A human reader has no problem do understand the following:

<p>The variance as defined in chapter 1.2.1
 <math xmlns="http://www.w3.org/1998/Math/MathML">
   <msup>
      <msub>
         <mi>&sigma;</mi>
         <mi>x</mi>
      </msub>
      <mn>2</mn>
   </msup>
 </math>
 will be written as ....</p>


For a software it is not easy and nearly impossible.
If you would have a rate of 99% matching the right meaning,
that would be much to bad to use it in a batch process without user
interaction.

Whether a text is understandable for a human reader or 
whether it is mashine readable are completely different
questions.

>If the software doing the conversion has information about the context
  In practice a software tool like Mathematica will not be able to handle the
  text  fragment  "A human reader has no problem do understand the following: ..."

>(eg, by user control or metadata extraction),
  My little joke about "..phoning the author.."  should be a synomym for "user control"  or user interaction.

  A good place to store meta data is content markup. 
  As I understood it the difference between presentation and content marup is,
  that presentation markup does not handle meta data.

  Of course you can use some project specific external meta data, defining that
  the symbol "sigma" has this or that meaning.


Bernhard Keil
mailto:Bernhard.Keil@soft4science.com



-----Original Message-----
From: www-math-request@w3.org [mailto:www-math-request@w3.org]On Behalf
Of Neil Soiffer
Sent: Monday, May 05, 2003 9:57 PM
To: Bernhard Keil
Cc: Robert Miner; www-math@w3.org
Subject: Re: MathML Presentation to content transformation



> Like Robert has stated, it is not possible to convert presentation markup to content markup in general.
> In simple cases a heuristic approach can lead to the right result, but this
> is far away from a general solution that can be used without human interaction.
> 
> 
> A presentation markup like this:
> 
> <math xmlns="http://www.w3.org/1998/Math/MathML">
>   <msup>
>      <msub>
>         <mi>&sigma;</mi>
>         <mi>x</mi>
>      </msub>
>      <mn>2</mn>
>   </msup>
> </math>
> 
> can only be converted to the following content markup:
> 
> <math display="block" xmlns="http://www.w3.org/1998/Math/MathML">
> <moapply>
>   <variance/>
>   <ci> X </ci>
> </apply>
> </math>
> 
> by phoning the author and asking him whether this is what he has mentioned.

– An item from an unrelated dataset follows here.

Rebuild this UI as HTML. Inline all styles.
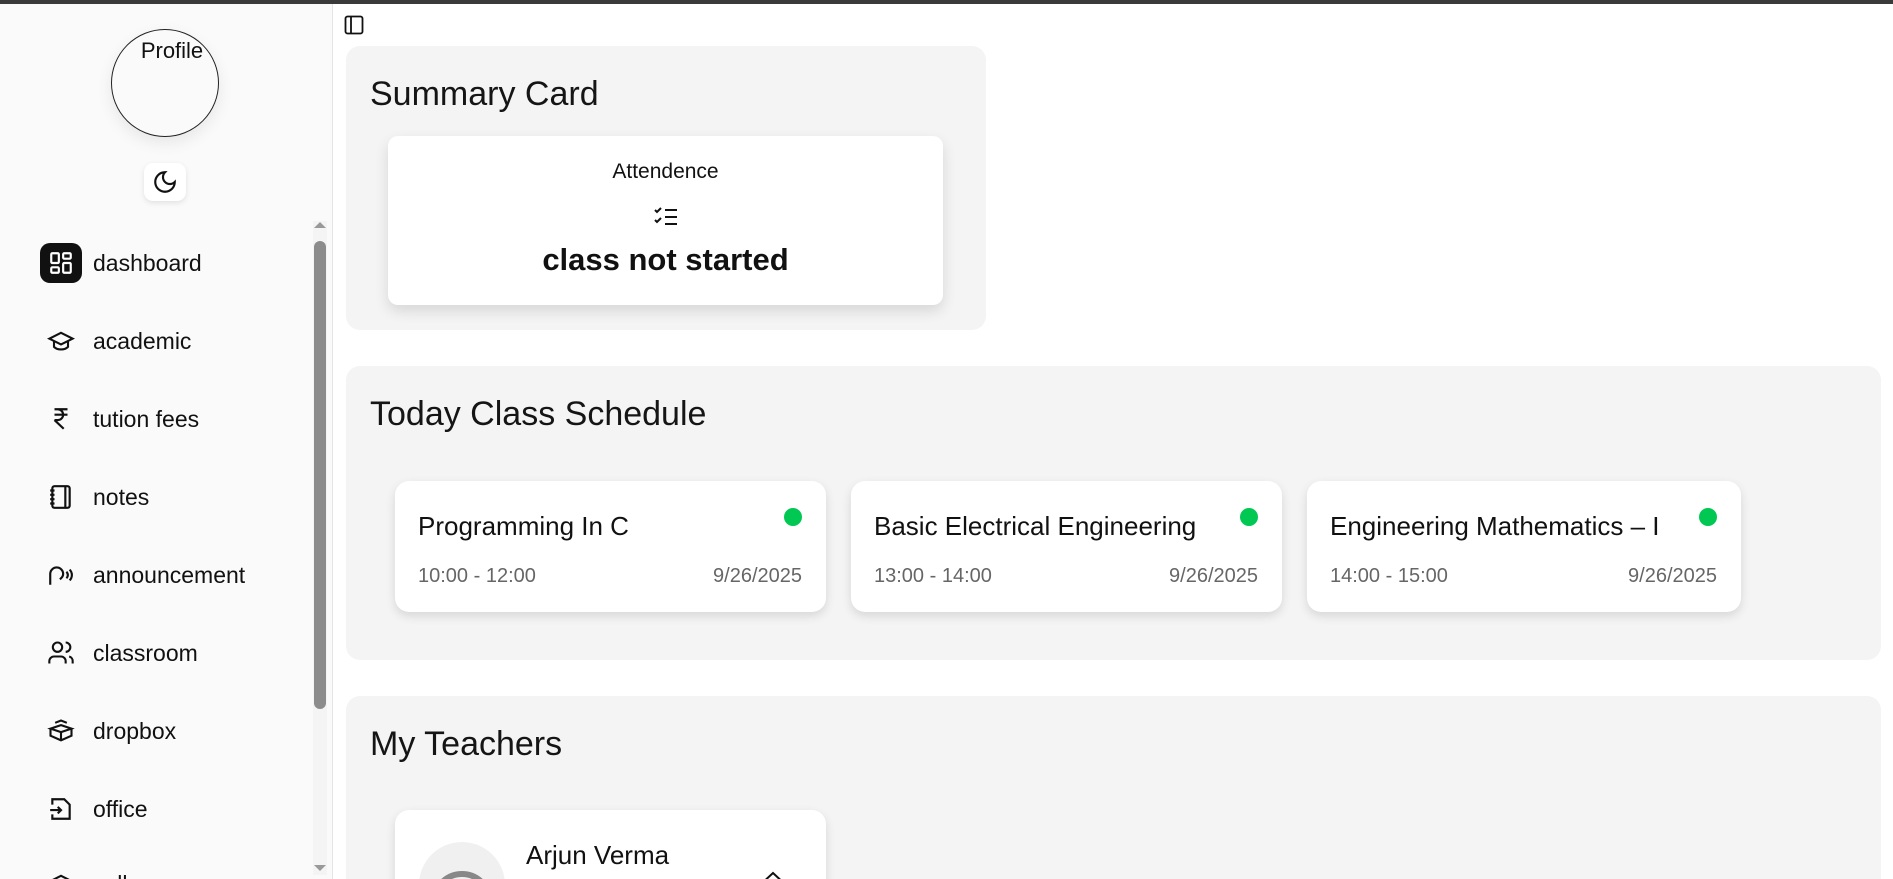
<!DOCTYPE html>
<html style="width:1893px;height:879px;overflow:hidden"><head><meta charset="utf-8"><style>
*{box-sizing:border-box;margin:0;padding:0}
body{width:1893px;height:879px;overflow:hidden;background:#fff;font-family:"Liberation Sans",sans-serif;color:#111;position:relative}
.topbar{position:absolute;left:0;top:0;width:1893px;height:4px;background:#3a3a3a}
.side{position:absolute;left:0;top:4px;width:333px;height:875px;background:#fafafa;border-right:1px solid #e4e4e4;overflow:hidden}
.avatar{position:absolute;left:111px;top:25px;width:108px;height:108px;border-radius:50%;border:1px solid #222;box-shadow:0 6px 16px rgba(0,0,0,.08);font-size:22px;text-align:center;padding-top:8px;padding-left:14px}
.moon{position:absolute;left:144px;top:159px;width:42px;height:38px;border-radius:9px;background:#fff;box-shadow:0 2px 6px rgba(0,0,0,.1);display:flex;align-items:center;justify-content:center}
.nav{position:absolute;left:40px;top:0}
.item{position:absolute;left:0;height:40px;display:flex;align-items:center;font-size:23px;font-weight:500;white-space:nowrap}
.item .ic{width:42px;height:40px;display:flex;align-items:center;justify-content:center;margin-right:11px}
.sb{position:absolute;left:313px;width:14px;height:654px;background:#f4f4f4}
.thumb{position:absolute;left:314px;width:12px;height:468px;border-radius:6px;background:#8c8c8c}
.panel{position:absolute;background:#f4f4f4;border-radius:14px;overflow:hidden}
h2{position:absolute;font-size:34px;font-weight:500;color:#151515}
.card{position:absolute;background:#fff;border-radius:14px;box-shadow:0 4px 10px rgba(0,0,0,.12)}
.sc .t{position:absolute;left:23px;top:30px;font-size:26px;font-weight:500}
.sc .d{position:absolute;right:24px;top:27px;width:18px;height:18px;border-radius:50%;background:#00c853}
.sc .a{position:absolute;left:23px;top:84px;font-size:20px;color:#666}
.sc .b{position:absolute;right:24px;top:84px;font-size:20px;color:#666}
</style></head><body>
<div class="topbar"></div>
<div class="side">
 <div class="avatar">Profile</div>
 <div class="moon"><svg width="26" height="26" viewBox="0 0 24 24" fill="none" stroke="#111" stroke-width="2" stroke-linecap="round"><path d="M12 3a6 6 0 0 0 9 9 9 9 0 1 1-9-9z"/></svg></div>
 <div class="nav">
  <div class="item" style="top:239px"><div class="ic" style="background:#111;border-radius:10px"><svg width="26" height="26" viewBox="0 0 24 24" fill="none" stroke="#fff" stroke-width="2"><rect x="3" y="3" width="7" height="9" rx="1"/><rect x="14" y="3" width="7" height="5" rx="1"/><rect x="14" y="12" width="7" height="9" rx="1"/><rect x="3" y="16" width="7" height="5" rx="1"/></svg></div>dashboard</div>
  <div class="item" style="top:317px"><div class="ic"><svg width="28" height="28" viewBox="0 0 24 24" fill="none" stroke="#111" stroke-width="1.8"><path d="M2 10l10-5 10 5-10 5z"/><path d="M6 12v5c3 3 9 3 12 0v-5"/></svg></div>academic</div>
  <div class="item" style="top:395px"><div class="ic"><svg width="26" height="26" viewBox="0 0 24 24" fill="none" stroke="#111" stroke-width="2"><path d="M6 3h12M6 8h12M6 13l8.5 8M6 13h3a5 5 0 0 0 0-10"/></svg></div>tution fees</div>
  <div class="item" style="top:473px"><div class="ic"><svg width="26" height="26" viewBox="0 0 24 24" fill="none" stroke="#111" stroke-width="2"><rect x="4" y="2" width="16" height="20" rx="2"/><path d="M2 6h4M2 10h4M2 14h4M2 18h4M16 2v20"/></svg></div>notes</div>
  <div class="item" style="top:551px"><div class="ic"><svg width="28" height="26" viewBox="0 0 26 24" fill="none" stroke="#111" stroke-width="2"><path d="M3 21v-10a6 6 0 0 1 12 0c0 3-2 4-3 5"/><path d="M18 9a4 4 0 0 1 0 6M21 7a7 7 0 0 1 0 10"/></svg></div>announcement</div>
  <div class="item" style="top:629px"><div class="ic"><svg width="28" height="28" viewBox="0 0 24 24" fill="none" stroke="#111" stroke-width="1.8"><circle cx="9" cy="7" r="4"/><path d="M2 21v-2a4 4 0 0 1 4-4h6a4 4 0 0 1 4 4v2M16 3a4 4 0 0 1 0 8M22 21v-2a4 4 0 0 0-3-4"/></svg></div>classroom</div>
  <div class="item" style="top:707px"><div class="ic"><svg width="28" height="28" viewBox="0 0 24 24" fill="none" stroke="#111" stroke-width="1.8"><path d="M12 7L3 10l9 3 9-3zM3 10v6l9 4 9-4v-6M12 13v7M7 5l5-2 5 2"/></svg></div>dropbox</div>
  <div class="item" style="top:785px"><div class="ic"><svg width="26" height="26" viewBox="0 0 24 24" fill="none" stroke="#111" stroke-width="2"><path d="M4 8V3h11l5 5v13H4v-4M2 13h10M9 10l3 3-3 3"/></svg></div>office</div>
  <div class="item" style="top:860px"><div class="ic"><svg width="28" height="28" viewBox="0 0 24 24" fill="none" stroke="#111" stroke-width="1.8"><path d="M2 10l10-5 10 5"/></svg></div>college</div>
 </div>
 <div class="sb" style="top:217px"></div>
 <div class="thumb" style="top:237px"></div>
 <svg style="position:absolute;left:313px;top:216px" width="14" height="10"><path d="M1 8L7 2l6 6z" fill="#999"/></svg>
 <svg style="position:absolute;left:313px;top:859px" width="14" height="10"><path d="M1 2l6 6 6-6z" fill="#999"/></svg>
</div>

<svg style="position:absolute;left:344px;top:15px" width="20" height="20" viewBox="0 0 20 20" fill="none" stroke="#111" stroke-width="1.8"><rect x="1.5" y="1.5" width="17" height="17" rx="2"/><path d="M7 2v16"/></svg>

<div class="panel" style="left:346px;top:46px;width:640px;height:284px;overflow:visible">
 <h2 style="left:24px;top:29px">Summary Card</h2>
 <div class="card" style="left:42px;top:90px;width:555px;height:169px;border-radius:10px;box-shadow:0 6px 14px rgba(0,0,0,.12)">
  <div style="position:absolute;left:0;width:100%;top:24px;text-align:center;font-size:21px;font-weight:500">Attendence</div>
  <svg style="position:absolute;left:265px;top:70px" width="26" height="22" viewBox="0 0 26 22" fill="none" stroke="#111" stroke-width="2"><path d="M2 4l2 2 4-4M2 14l2 2 4-4M12 4h12M12 11h12M12 18h12"/></svg>
  <div style="position:absolute;left:0;width:100%;top:106px;text-align:center;font-size:31px;font-weight:bold">class not started</div>
 </div>
</div>

<div class="panel" style="left:346px;top:366px;width:1535px;height:294px;overflow:visible">
 <h2 style="left:24px;top:29px">Today Class Schedule</h2>
 <div class="card sc" style="left:49px;top:115px;width:431px;height:131px"><div class="t">Programming In C</div><div class="d"></div><div class="a">10:00 - 12:00</div><div class="b">9/26/2025</div></div>
 <div class="card sc" style="left:505px;top:115px;width:431px;height:131px"><div class="t">Basic Electrical Engineering</div><div class="d"></div><div class="a">13:00 - 14:00</div><div class="b">9/26/2025</div></div>
 <div class="card sc" style="left:961px;top:115px;width:434px;height:131px"><div class="t">Engineering Mathematics – I</div><div class="d"></div><div class="a">14:00 - 15:00</div><div class="b">9/26/2025</div></div>
</div>

<div class="panel" style="left:346px;top:696px;width:1535px;height:183px;border-radius:14px 14px 0 0">
 <h2 style="left:24px;top:29px">My Teachers</h2>
 <div class="card" style="left:49px;top:114px;width:431px;height:120px">
  <div style="position:absolute;left:24px;top:32px;width:86px;height:86px;border-radius:50%;background:#f0f0f0;overflow:hidden">
   <svg width="86" height="86" viewBox="0 0 86 86" fill="none" stroke="#888" stroke-width="6"><circle cx="43" cy="60" r="28"/><circle cx="43" cy="60" r="14"/></svg>
  </div>
  <div style="position:absolute;left:131px;top:30px;font-size:26px;font-weight:500">Arjun Verma</div>
  <svg style="position:absolute;left:360px;top:58px" width="36" height="20" viewBox="0 0 36 20" fill="none" stroke="#111" stroke-width="2"><path d="M4 18L18 5l14 13"/></svg>
 </div>
</div>
</body></html>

While I agree that this is needed for 100% certainty, you wouldn't
do that if you were reading a paper containing it.  If the software doing
the conversion has information about the context (eg, by user control or
metadata extraction), it can make these transformation with very high
reliablility.  There is an important point about notation:  it is meant
to imply underlying functionality.  If it is ambigious within its context,
it is probably confusing to readers and will eventually die a timely death.


Neil Soiffer                     email: neils@dessci.com            
Senior Scientist                 phone: 562-433-0685            
Design Science, Inc.             http://www.dessci.com
"How Science Communicates"

Received on Monday, 5 May 2003 16:17:32 UTC